Written instruction >> Scan the following material for the string "index" and copy each line in which it appears.

Data extract >>
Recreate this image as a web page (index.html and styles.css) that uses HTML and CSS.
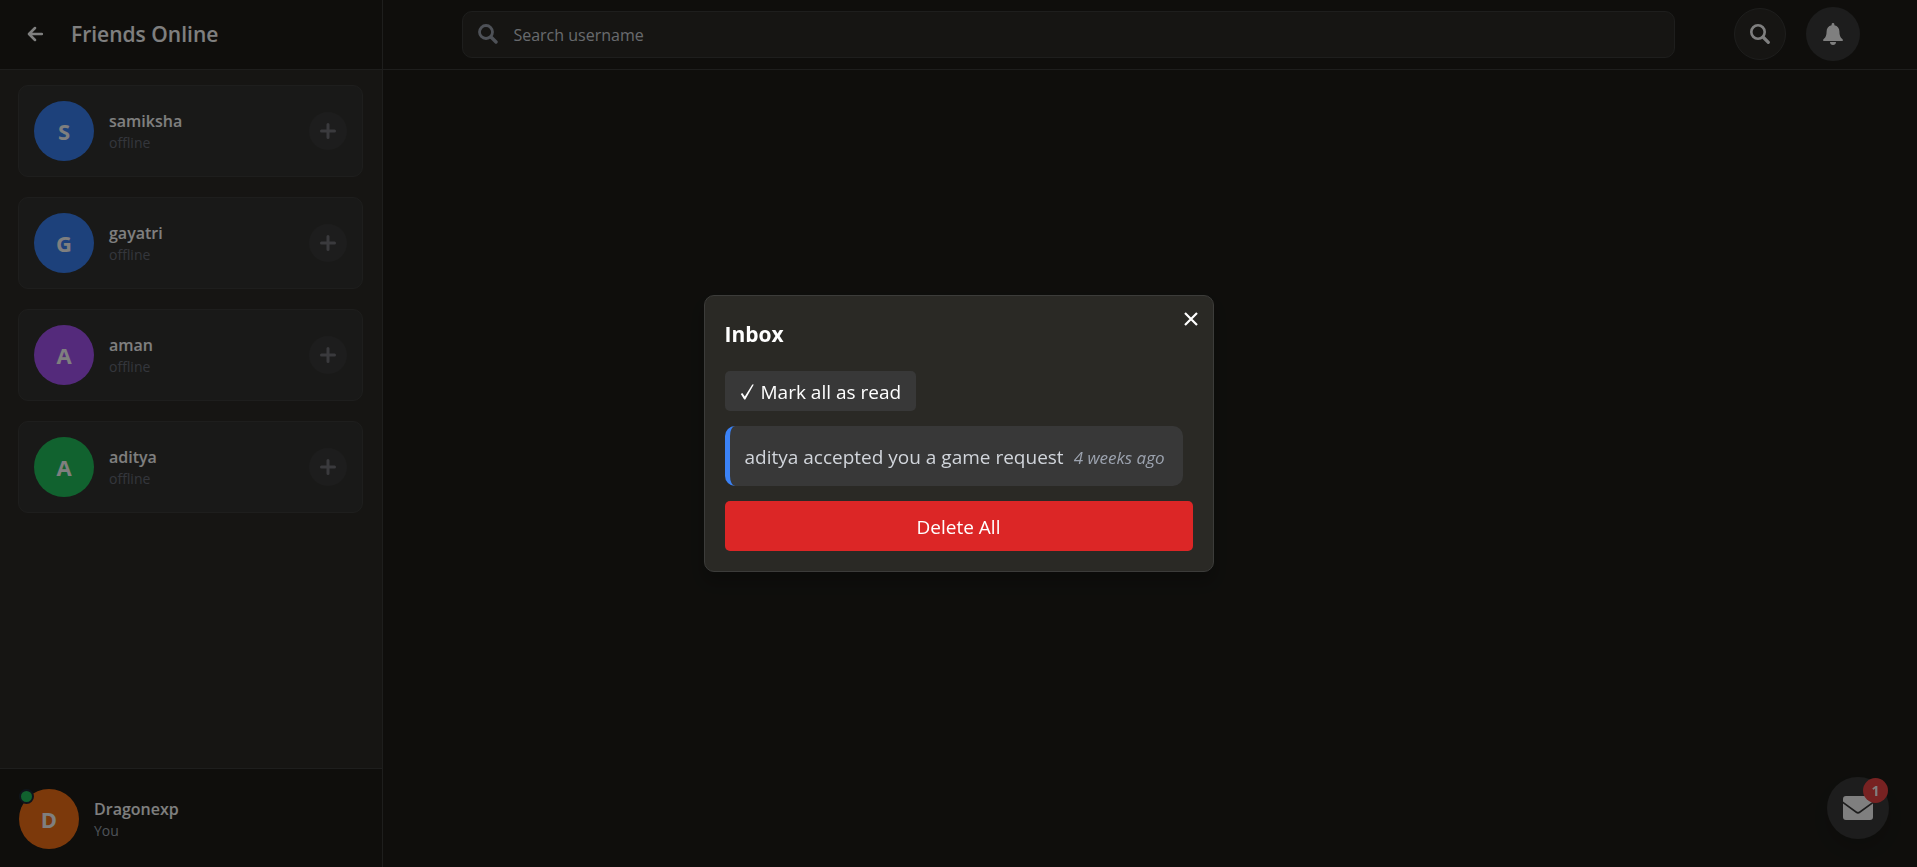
FILE: index.html
```html
<!DOCTYPE html>
<html lang="en">
<head>
<meta charset="utf-8">
<meta name="viewport" content="width=device-width, initial-scale=1">
<title>Friends Online</title>
<link rel="stylesheet" href="styles.css">
</head>
<body>
<div class="app">
  <aside class="sidebar">
    <header class="sidebar-head">
      <button class="back" type="button" aria-label="Back">
        <svg viewBox="0 0 16 16" width="16" height="16"><path d="M8 2 2 8l6 6M2.400 8H15" fill="none" stroke="currentColor" stroke-width="2.500" stroke-linecap="round" stroke-linejoin="round"/></svg>
      </button>
      <h1 class="title">Friends Online</h1>
    </header>
    <ul class="friends">
      <li class="card">
        <span class="avatar blue">S</span>
        <div class="who"><span class="name">samiksha</span><span class="status">offline</span></div>
        <button class="add" type="button" aria-label="Add samiksha"><svg viewBox="0 0 16 16" width="16" height="16"><path d="M8 1.500v13M1.500 8h13" stroke="currentColor" stroke-width="3" stroke-linecap="round"/></svg></button>
      </li>
      <li class="card">
        <span class="avatar blue">G</span>
        <div class="who"><span class="name">gayatri</span><span class="status">offline</span></div>
        <button class="add" type="button" aria-label="Add gayatri"><svg viewBox="0 0 16 16" width="16" height="16"><path d="M8 1.500v13M1.500 8h13" stroke="currentColor" stroke-width="3" stroke-linecap="round"/></svg></button>
      </li>
      <li class="card">
        <span class="avatar purple">A</span>
        <div class="who"><span class="name">aman</span><span class="status">offline</span></div>
        <button class="add" type="button" aria-label="Add aman"><svg viewBox="0 0 16 16" width="16" height="16"><path d="M8 1.500v13M1.500 8h13" stroke="currentColor" stroke-width="3" stroke-linecap="round"/></svg></button>
      </li>
      <li class="card">
        <span class="avatar green">A</span>
        <div class="who"><span class="name">aditya</span><span class="status">offline</span></div>
        <button class="add" type="button" aria-label="Add aditya"><svg viewBox="0 0 16 16" width="16" height="16"><path d="M8 1.500v13M1.500 8h13" stroke="currentColor" stroke-width="3" stroke-linecap="round"/></svg></button>
      </li>
    </ul>
    <footer class="me">
      <span class="avatar orange">D<i class="dot"></i></span>
      <div class="who"><span class="name">Dragonexp</span><span class="status you">You</span></div>
    </footer>
  </aside>
  <main class="main">
    <header class="topbar">
      <label class="search">
        <svg viewBox="0 0 20 20" width="20" height="20"><circle cx="8" cy="8" r="6.500" fill="none" stroke="currentColor" stroke-width="2.800"/><path d="m13 13 5 5" stroke="currentColor" stroke-width="3.400" stroke-linecap="round"/></svg>
        <input type="text" placeholder="Search username" aria-label="Search username">
      </label>
      <div class="actions">
        <button class="round outlined" type="button" aria-label="Search">
          <svg viewBox="0 0 20 20" width="20" height="20"><circle cx="8" cy="8" r="6.700" fill="none" stroke="currentColor" stroke-width="2.600"/><path d="m13.500 13.500 4.800 4.800" stroke="currentColor" stroke-width="3.200" stroke-linecap="round"/></svg>
        </button>
        <button class="round bell" type="button" aria-label="Notifications">
          <svg viewBox="0 0 20 22" width="20" height="22"><path d="M10 0a1.400 1.400 0 0 1 1.400 1.400v.8c3.200.7 5 3 5 6.200 0 4 .8 5.700 2.900 7.600.5.500.7.900.7 1.300 0 .500-.4.700-1 .7H1c-.6 0-1-.2-1-.7 0-.4.200-.8.700-1.300 2.100-1.900 2.900-3.600 2.900-7.600 0-3.200 1.800-5.500 5-6.200v-.8A1.400 1.400 0 0 1 10 0ZM7 19h6c0 1.800-1.300 3-3 3s-3-1.200-3-3Z" fill="currentColor"/></svg>
        </button>
      </div>
    </header>
    <button class="mail" type="button" aria-label="Inbox, 1 unread">
      <svg viewBox="0 0 30 24" width="30" height="24"><path d="M3 0h24a3 3 0 0 1 3 3v2.500L16.500 15.200a2.600 2.600 0 0 1-3 0L0 5.500V3a3 3 0 0 1 3-3ZM0 7.600l12.600 9.200a4 4 0 0 0 4.800 0L30 7.600v13.400a3 3 0 0 1-3 3H3a3 3 0 0 1-3-3Z" fill="currentColor"/></svg>
      <span class="badge">1</span>
    </button>
  </main>
</div>
<div class="overlay">
  <section class="modal" role="dialog" aria-modal="true" aria-labelledby="inbox-title">
    <button class="close" type="button" aria-label="Close"><svg viewBox="0 0 14 14" width="14" height="14"><path d="m1 1 12 12M13 1 1 13" stroke="currentColor" stroke-width="2.200"/></svg></button>
    <h2 class="modal-title" id="inbox-title">Inbox</h2>
    <button class="mark" type="button"><svg viewBox="0 0 14 16" width="14" height="16"><path d="m.8 10 1.500-.9 2.500 3.500L12.300.5h1.500L5.300 15.500H4.200Z" fill="currentColor"/></svg>Mark all as read</button>
    <ul class="messages">
      <li class="message"><span>aditya accepted you a game request</span><time class="ago">4 weeks ago</time></li>
    </ul>
    <button class="delete" type="button">Delete All</button>
  </section>
</div>
</body>
</html>
```
FILE: styles.css
```css
* { box-sizing: border-box; }
body {
  margin: 0;
  background: #1e1d19;
  color: #fff;
  font-family: "Segoe UI", "Open Sans", "Noto Sans", sans-serif;
  font-size: 19px;
}
button { border: 0; padding: 0; color: inherit; font: inherit; cursor: pointer; }
ul { list-style: none; margin: 0; padding: 0; }
svg { display: block; flex: none; }

.app { display: flex; min-height: 100vh; }
.sidebar {
  display: flex;
  flex-direction: column;
  flex: none;
  width: 20%;
  background: #2c2a26;
  border-right: 1px solid #3c3c3a;
}
.sidebar-head {
  display: flex;
  align-items: center;
  gap: 28px;
  height: 70px;
  padding: 0 27px 1px;
  background: #1e1d19;
  border-bottom: 1px solid #3c3c3a;
}
.back { background: none; }
.title { margin: 0; font-size: 21px; font-weight: 600; }
.friends {
  display: flex;
  flex-direction: column;
  flex: 1;
  gap: 20px;
  padding: 15px 19px 15px 18px;
}
.card {
  display: flex;
  align-items: center;
  gap: 15px;
  padding: 15px;
  background: #333330;
  border: 1px solid #3c3c3a;
  border-radius: 10px;
}
.avatar {
  position: relative;
  display: grid;
  place-items: center;
  flex: none;
  width: 60px;
  height: 60px;
  border-radius: 50%;
  font-size: 22px;
  line-height: 30px;
  font-weight: 700;
}
.blue { background: #3b82f6; }
.purple { background: #a855f7; }
.green { background: #22c55e; }
.orange { background: #f97316; }
.who { display: flex; flex-direction: column; flex: 1; }
.name { font-size: 16px; line-height: 24px; font-weight: 600; }
.status { font-size: 14px; line-height: 20px; color: #686d79; }
.you { color: #9ca3af; }
.add {
  display: grid;
  place-items: center;
  width: 38px;
  height: 38px;
  border-radius: 50%;
  background: #3a3a3a;
  color: #74747a;
}
.me {
  display: flex;
  align-items: center;
  gap: 15px;
  padding: 20px 19px 18px;
  background: #1e1d19;
  border-top: 1px solid #3c3c3a;
}
.dot {
  position: absolute;
  top: 0;
  left: 0;
  width: 15px;
  height: 15px;
  border: 2px solid #1f2937;
  border-radius: 50%;
  background: #22c55e;
}

.main { flex: 1; }
.topbar {
  display: flex;
  align-items: center;
  gap: 59px;
  height: 70px;
  padding: 0 57px 1px 79px;
  border-bottom: 1px solid #3c3c3a;
}
.search {
  display: flex;
  align-items: center;
  flex: 1;
  gap: 15px;
  height: 47px;
  padding: 0 15px;
  background: #2c2a26;
  border: 1px solid #3c3c3a;
  border-radius: 10px;
  color: #9ca3af;
}
.search input {
  flex: 1;
  border: 0;
  padding: 2px 0 0;
  outline: 0;
  background: none;
  color: #fff;
  font: inherit;
  font-size: 16px;
}
.search input::placeholder { color: #d1d5db; opacity: 1; }
.actions { display: flex; align-items: center; gap: 20px; }
.round { display: grid; place-items: center; border-radius: 50%; }
.outlined { width: 52px; height: 52px; background: #2c2a26; border: 1px solid #3c3c3a; }
.bell { width: 54px; height: 54px; background: #3a3a3a; }
.mail {
  position: fixed;
  right: 28px;
  bottom: 28px;
  display: grid;
  place-items: center;
  width: 62px;
  height: 62px;
  border-radius: 50%;
  background: #3a3a3a;
  box-shadow: 0 10px 15px rgba(0, 0, 0, .1);
}
.badge {
  position: absolute;
  top: 1px;
  right: 1px;
  display: grid;
  place-items: center;
  width: 25px;
  height: 25px;
  border-radius: 50%;
  background: #ef4444;
  font-size: 14px;
  font-weight: 700;
}

.overlay {
  position: fixed;
  inset: 0;
  display: grid;
  place-items: center;
  background: rgba(0, 0, 0, .5);
}
.modal {
  position: relative;
  display: flex;
  flex-direction: column;
  align-items: flex-start;
  gap: 15px;
  width: 510px;
  padding: 20px;
  background: #2a2925;
  border: 1px solid #3c3c3a;
  border-radius: 10px;
  box-shadow: 0 10px 15px rgba(0, 0, 0, .2);
}
.close { position: absolute; top: 16px; right: 15px; background: none; }
.modal-title { margin: 0; padding-bottom: 4px; font-size: 21px; line-height: 36px; font-weight: 700; }
.mark {
  display: flex;
  align-items: center;
  gap: 7px;
  height: 40px;
  padding: 2px 15px 0;
  background: #383838;
  border-radius: 5px;
}
.messages { align-self: stretch; padding-right: 10px; }
.message {
  display: flex;
  align-items: center;
  gap: 10px;
  height: 60px;
  padding: 2px 15px 0;
  background: #383838;
  border-left: 5px solid #3b82f6;
  border-radius: 10px;
  color: #d1d5db;
  white-space: nowrap;
}
.ago { color: #9ca3af; font-size: 17px; font-style: italic; }
.delete {
  align-self: stretch;
  height: 50px;
  padding-top: 2px;
  background: #dc2626;
  border-radius: 5px;
}
```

Expected answer >>
Recreate this image as a web page (index.html and styles.css) that uses HTML and CSS.
FILE: index.html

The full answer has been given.